Currency fluctuations explained
Each national economy has a domestic currency that facilitates internal trade, but beside that, the countries trade with each other. For example, US companies buy oil from Canada, while Chinese businesspeople buy soybeans from the US. China also sells a wide variety of goods to countries in Africa and Europe, and even the USA.
For cross-border trade to happen, one party will have to buy the currency of another country. Consider an electronics store in the US that buys stock from China. Initially, the store owner has $10,000, but the funds are unusable in China unless converted into Chinese yuan (CNY).
At the time of converting, the USD/CNY exchange rate was 6.50, which means the entrepreneur will end up with CNY 65,000. Say, for certain reasons, the exchange rate shoots to 7.50 from 6.50 the minute the entrepreneur steps to the forex bureau’s counter. After conversion, the entrepreneur will have 75,000 in his hands, which is 10,000 more yuan.
In short, currency fluctuation refers to the changes in the exchange rate of a currency pair. As we have seen, the fluctuations affect the purchasing power of currencies. Such fluctuations are only possible in a scenario where there is a floating exchange rate between the currencies in question.
Factors that cause currency fluctuations
Currency fluctuations happen because the exchange rate of the currency pair is unfixed, which means it is floating. A floating exchange rate regime is one that depends on the forex market’s equilibrium between supply and demand forces. Contrariwise, fixed exchange regimes entirely depend on government agencies to change them.
Therefore, any factor that has an influence – however small – on a currency pair’s exchange rate causes currency fluctuations. These include the following three factors below.
Interest rates are a potent tool by which central banks regulate economic growth. A strong economy tends to experience higher inflation rates because of the high-velocity money supply. Left alone, the economy might overheat, meaning it might enter a period of hyperinflation. It is the central bank’s responsibility to ensure hyperinflation does not happen, and it achieves the mandate by raising interest rates.
Higher interest rates reduce the velocity of money flow. Under this scenario, loans become expensive, but also savings earn higher returns. If foreign investors spot such an opportunity, they will rush in with their funds, hence leading to increased demand for the domestic currency. The net effect of this movement of funds is a stronger domestic currency against rivals.
The strength of the underlying economy exerts a great influence on the value of the currency. A strong economy attracts many investors because of safety reasons. Investors want to put their money in assets whose value will remain strong for a long time, and this is what strong economies offer.
The currency from an economy that performs better often appreciates against currencies from weaker economies.
Inflation has an immense effect on exchange rates, although indirectly. We have already seen how inflation rates influence changes in interest rates, which then impact exchange rates.
However, inflation can also have a direct impact on exchange rates. Consider two countries that are close trading partners, say Canada and the US. Say the US Fed decides to devalue the greenback to spur the domestic economic activity. As a result, imports from Canada become expensive all of a sudden.

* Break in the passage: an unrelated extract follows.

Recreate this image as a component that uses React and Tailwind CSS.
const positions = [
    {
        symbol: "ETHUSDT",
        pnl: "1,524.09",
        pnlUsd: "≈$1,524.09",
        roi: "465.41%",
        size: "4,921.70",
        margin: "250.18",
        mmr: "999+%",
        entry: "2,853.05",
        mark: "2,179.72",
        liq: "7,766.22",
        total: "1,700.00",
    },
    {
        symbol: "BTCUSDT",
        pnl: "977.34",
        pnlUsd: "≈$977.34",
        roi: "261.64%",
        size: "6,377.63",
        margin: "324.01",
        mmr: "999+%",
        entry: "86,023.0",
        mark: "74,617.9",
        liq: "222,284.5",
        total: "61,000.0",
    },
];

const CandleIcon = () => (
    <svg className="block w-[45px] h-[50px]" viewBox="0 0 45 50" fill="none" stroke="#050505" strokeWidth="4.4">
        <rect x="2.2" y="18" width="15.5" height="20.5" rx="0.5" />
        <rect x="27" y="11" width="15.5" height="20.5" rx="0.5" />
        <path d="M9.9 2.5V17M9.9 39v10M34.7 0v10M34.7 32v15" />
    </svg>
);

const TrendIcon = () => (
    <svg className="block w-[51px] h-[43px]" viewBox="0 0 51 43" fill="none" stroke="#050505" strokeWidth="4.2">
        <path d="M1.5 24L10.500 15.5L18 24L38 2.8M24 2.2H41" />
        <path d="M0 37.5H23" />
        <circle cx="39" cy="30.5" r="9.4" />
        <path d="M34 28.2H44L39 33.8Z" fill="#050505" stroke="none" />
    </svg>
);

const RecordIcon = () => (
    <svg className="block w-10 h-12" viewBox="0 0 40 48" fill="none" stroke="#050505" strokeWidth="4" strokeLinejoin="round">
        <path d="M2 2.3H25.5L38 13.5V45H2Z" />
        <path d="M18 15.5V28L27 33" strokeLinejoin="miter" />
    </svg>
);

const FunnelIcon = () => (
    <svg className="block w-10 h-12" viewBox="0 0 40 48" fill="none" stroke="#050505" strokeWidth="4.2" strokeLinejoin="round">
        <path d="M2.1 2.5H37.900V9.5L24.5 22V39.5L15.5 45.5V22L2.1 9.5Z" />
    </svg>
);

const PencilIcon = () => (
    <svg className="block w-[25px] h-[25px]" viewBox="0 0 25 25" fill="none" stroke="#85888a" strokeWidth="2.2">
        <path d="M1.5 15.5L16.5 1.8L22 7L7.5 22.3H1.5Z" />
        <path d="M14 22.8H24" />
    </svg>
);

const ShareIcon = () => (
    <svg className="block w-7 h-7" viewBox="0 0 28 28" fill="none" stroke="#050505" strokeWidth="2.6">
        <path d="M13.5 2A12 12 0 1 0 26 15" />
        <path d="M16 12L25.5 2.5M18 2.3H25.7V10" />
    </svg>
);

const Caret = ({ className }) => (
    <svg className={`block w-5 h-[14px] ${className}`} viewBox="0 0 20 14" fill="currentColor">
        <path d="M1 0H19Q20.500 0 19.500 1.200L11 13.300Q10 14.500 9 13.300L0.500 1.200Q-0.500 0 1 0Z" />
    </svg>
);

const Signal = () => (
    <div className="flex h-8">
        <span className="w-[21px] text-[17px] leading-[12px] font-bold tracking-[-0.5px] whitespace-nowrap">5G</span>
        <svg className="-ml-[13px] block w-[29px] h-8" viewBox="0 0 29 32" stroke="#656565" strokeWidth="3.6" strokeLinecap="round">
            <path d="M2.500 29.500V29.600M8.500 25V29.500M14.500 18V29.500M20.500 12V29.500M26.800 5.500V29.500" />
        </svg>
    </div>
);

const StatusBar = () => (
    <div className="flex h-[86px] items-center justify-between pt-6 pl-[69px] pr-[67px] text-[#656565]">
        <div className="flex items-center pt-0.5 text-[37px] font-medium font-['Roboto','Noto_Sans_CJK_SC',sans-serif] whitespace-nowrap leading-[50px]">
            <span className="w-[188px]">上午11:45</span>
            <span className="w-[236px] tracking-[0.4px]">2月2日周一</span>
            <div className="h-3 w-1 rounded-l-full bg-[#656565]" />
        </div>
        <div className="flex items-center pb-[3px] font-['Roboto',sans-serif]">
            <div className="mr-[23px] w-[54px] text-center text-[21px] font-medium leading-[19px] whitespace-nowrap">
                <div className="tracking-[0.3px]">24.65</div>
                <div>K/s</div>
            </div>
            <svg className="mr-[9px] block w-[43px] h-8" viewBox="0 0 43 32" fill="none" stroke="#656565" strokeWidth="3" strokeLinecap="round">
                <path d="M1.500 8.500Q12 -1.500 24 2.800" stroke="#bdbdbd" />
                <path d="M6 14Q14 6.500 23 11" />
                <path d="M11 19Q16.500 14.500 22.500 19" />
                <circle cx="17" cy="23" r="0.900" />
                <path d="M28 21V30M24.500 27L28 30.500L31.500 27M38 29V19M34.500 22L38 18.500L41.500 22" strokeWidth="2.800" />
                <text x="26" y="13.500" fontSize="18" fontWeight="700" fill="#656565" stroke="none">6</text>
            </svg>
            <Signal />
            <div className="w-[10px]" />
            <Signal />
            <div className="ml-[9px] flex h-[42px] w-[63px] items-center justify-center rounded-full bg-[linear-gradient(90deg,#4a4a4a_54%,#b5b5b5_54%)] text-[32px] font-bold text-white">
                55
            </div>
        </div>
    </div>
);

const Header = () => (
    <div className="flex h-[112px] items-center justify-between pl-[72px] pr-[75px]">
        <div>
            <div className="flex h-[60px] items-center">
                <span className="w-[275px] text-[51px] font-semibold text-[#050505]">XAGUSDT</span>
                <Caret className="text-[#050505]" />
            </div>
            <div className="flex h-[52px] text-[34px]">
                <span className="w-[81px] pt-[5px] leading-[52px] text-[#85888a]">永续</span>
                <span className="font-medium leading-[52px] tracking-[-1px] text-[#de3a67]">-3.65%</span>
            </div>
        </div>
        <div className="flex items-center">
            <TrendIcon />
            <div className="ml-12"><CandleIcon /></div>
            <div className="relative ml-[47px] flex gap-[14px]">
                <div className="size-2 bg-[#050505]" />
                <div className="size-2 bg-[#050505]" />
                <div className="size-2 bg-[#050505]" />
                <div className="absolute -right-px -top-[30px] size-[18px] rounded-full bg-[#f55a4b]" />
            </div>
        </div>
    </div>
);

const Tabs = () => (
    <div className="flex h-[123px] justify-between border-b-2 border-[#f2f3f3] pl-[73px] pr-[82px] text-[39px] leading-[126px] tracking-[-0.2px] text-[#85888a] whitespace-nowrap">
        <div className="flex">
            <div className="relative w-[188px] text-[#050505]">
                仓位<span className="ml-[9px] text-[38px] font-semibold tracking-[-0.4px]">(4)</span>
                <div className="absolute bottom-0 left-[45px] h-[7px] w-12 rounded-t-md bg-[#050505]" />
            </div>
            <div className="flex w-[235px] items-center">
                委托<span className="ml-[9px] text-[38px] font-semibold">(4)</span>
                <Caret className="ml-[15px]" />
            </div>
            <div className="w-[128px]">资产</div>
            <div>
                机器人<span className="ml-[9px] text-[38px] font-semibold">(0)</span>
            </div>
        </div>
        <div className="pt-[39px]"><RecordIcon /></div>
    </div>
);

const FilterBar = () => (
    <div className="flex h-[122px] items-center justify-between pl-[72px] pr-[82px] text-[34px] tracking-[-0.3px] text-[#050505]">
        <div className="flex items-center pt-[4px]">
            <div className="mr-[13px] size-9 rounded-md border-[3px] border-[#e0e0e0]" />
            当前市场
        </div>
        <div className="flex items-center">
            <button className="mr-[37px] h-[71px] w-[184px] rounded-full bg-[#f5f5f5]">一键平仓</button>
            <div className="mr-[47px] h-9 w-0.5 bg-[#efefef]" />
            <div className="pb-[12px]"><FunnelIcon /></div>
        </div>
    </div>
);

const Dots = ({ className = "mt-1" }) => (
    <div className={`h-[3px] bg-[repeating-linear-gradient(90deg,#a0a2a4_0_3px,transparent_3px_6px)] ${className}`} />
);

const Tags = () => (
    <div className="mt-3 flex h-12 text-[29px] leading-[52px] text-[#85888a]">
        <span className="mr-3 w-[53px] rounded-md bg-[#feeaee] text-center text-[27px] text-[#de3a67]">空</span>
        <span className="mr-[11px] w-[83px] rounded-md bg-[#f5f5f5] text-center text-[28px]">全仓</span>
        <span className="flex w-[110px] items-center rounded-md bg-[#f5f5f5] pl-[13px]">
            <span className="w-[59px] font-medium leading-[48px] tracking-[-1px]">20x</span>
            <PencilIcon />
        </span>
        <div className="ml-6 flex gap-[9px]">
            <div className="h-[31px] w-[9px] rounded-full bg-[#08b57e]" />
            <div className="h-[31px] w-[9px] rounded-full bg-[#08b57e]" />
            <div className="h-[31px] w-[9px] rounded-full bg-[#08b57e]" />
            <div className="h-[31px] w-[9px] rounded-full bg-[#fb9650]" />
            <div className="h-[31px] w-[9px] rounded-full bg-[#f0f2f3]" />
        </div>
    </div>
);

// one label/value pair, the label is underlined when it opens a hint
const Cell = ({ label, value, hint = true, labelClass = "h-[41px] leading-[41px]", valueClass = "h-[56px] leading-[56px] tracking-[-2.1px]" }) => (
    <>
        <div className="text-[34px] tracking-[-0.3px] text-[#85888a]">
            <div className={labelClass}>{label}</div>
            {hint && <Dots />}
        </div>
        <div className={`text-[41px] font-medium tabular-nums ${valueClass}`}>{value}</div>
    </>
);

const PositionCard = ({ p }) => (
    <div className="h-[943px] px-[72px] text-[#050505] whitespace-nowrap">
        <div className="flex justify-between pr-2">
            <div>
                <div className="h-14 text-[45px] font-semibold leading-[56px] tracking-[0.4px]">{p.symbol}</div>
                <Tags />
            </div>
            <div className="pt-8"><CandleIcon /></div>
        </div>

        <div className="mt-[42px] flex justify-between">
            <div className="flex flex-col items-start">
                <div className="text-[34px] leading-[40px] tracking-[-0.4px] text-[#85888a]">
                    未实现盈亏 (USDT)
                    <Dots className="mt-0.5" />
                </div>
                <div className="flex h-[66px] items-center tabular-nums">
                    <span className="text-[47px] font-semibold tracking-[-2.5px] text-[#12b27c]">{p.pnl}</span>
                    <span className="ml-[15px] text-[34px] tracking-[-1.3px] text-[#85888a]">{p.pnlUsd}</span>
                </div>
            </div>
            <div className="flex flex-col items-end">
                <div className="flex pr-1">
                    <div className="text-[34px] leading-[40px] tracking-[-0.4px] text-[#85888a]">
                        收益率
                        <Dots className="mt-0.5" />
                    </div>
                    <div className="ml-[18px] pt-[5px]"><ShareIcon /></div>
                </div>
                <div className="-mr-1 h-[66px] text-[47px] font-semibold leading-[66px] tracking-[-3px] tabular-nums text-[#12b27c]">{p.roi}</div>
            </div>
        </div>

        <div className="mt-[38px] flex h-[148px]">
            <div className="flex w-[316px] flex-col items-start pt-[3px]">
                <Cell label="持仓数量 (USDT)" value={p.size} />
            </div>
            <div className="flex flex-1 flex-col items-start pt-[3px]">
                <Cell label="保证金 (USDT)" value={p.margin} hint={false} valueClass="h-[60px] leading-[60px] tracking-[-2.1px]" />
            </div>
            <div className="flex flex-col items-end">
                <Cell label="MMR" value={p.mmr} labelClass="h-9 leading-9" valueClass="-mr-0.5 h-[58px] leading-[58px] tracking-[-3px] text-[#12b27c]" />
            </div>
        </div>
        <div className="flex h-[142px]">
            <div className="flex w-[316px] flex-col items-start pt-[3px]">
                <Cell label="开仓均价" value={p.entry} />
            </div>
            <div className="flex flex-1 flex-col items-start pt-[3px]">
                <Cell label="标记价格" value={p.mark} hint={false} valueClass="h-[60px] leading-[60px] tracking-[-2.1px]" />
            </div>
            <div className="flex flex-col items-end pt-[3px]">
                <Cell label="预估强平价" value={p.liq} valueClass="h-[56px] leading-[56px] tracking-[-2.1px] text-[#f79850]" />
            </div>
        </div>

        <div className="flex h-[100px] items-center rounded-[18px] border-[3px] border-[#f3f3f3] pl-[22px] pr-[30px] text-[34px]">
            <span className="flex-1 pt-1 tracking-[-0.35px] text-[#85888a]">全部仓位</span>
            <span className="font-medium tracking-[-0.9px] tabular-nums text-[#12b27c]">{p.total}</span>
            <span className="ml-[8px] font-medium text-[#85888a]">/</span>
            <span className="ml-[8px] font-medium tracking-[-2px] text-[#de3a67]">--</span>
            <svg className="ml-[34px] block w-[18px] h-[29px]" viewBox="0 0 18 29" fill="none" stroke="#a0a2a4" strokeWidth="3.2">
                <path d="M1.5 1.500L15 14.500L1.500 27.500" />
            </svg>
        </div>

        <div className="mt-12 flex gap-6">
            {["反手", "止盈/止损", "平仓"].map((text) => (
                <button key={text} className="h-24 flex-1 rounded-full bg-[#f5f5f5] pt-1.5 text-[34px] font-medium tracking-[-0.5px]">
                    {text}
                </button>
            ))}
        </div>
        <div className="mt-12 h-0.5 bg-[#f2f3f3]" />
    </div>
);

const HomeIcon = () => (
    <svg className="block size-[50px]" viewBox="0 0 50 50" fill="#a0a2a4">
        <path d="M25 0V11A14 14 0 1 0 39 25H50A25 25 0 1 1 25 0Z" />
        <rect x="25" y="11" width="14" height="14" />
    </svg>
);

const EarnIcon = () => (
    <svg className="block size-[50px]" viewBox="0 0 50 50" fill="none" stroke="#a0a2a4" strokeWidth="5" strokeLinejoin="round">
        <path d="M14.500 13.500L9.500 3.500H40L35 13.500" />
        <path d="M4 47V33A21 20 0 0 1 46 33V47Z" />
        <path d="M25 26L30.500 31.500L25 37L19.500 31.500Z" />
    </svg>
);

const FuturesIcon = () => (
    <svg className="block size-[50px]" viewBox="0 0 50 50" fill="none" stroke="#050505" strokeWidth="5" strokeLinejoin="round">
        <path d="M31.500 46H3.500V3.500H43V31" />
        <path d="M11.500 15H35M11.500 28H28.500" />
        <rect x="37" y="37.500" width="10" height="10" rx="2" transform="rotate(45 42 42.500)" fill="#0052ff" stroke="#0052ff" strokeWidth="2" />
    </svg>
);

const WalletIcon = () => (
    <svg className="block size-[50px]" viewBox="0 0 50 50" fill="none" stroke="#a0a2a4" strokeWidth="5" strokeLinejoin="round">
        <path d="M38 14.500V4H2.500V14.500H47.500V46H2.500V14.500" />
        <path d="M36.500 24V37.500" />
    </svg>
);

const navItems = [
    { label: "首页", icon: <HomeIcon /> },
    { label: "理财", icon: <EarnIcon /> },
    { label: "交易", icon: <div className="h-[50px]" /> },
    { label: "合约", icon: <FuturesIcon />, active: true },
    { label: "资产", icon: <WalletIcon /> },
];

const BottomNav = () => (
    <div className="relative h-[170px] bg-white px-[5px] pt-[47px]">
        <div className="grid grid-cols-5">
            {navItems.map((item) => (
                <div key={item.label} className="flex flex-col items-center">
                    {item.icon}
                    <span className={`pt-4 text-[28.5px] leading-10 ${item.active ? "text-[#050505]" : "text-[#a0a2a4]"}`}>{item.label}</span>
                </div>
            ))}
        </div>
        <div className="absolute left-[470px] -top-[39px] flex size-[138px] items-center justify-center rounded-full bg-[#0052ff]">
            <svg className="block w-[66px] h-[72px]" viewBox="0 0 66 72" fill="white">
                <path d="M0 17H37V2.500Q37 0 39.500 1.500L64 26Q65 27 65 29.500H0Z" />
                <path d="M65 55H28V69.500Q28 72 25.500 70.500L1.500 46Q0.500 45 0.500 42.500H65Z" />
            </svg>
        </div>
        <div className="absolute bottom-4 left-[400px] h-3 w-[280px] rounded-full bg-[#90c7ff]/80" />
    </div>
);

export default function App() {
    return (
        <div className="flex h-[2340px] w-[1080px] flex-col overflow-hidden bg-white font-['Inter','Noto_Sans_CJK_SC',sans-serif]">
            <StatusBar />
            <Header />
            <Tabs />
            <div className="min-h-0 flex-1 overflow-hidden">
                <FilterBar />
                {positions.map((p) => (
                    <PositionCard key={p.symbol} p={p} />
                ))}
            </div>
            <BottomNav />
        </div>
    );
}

On the flip side, imports from the US to Canada become very cheap. If the USD’s devaluation happens to throw the US economy into a high inflation scenario, the inflation is highly likely to be exported to Canada.
Impacts of currency fluctuations on the economy
Let us now consider the same factors from a different point and find out what their impact on the economy will be.
Impact on the import and export trade
Cross-border trade often takes the biggest hit when exchange rates between currencies gyrate, back to our US-Canada example. When the US devalues the USD against the CAD, the weaker greenback makes US-made goods cheaper. All of a sudden, Canadians find imports from the US cheaper than similar products manufactured locally.
On the other hand, Canada’s exports to the US become expensive, which implies reduced revenues for Canadian companies. Ultimately, the US’s trade deficit with Canada will reduce, while Canada’s will increase.
Impact on economic growth
Most of the developed countries have built strong export industries because global trade fuels rapid economic expansion. If the currency fluctuations result in a positive balance of trade for a country (a shrinkage in trade deficit), the country’s economy is likely to experience a massive expansion.
Unfortunately, import-intensive economies experience large trade deficits that undermine any opportunities for economic growth.
Impact on consumers
Currency fluctuations impact consumers in two ways. If the fluctuation leads to a stronger domestic currency, the purchasing power of consumers’ funds will increase. They might find buying foreign goods cheaper, which leads to increased spending.
On the flip side, a weaker currency erodes the purchasing power of the consumers’ disposable income. In this scenario, consumers will pay more to acquire items whose value has not changed. Ultimately, a weaker currency undermines consumers’ welfare – in an import-oriented economy.
As long as international trade continues to take place, currency fluctuations will continue to be part of the financial markets. Forex traders focus on the fluctuations to improve their trading strategies, and to gain an edge against the market.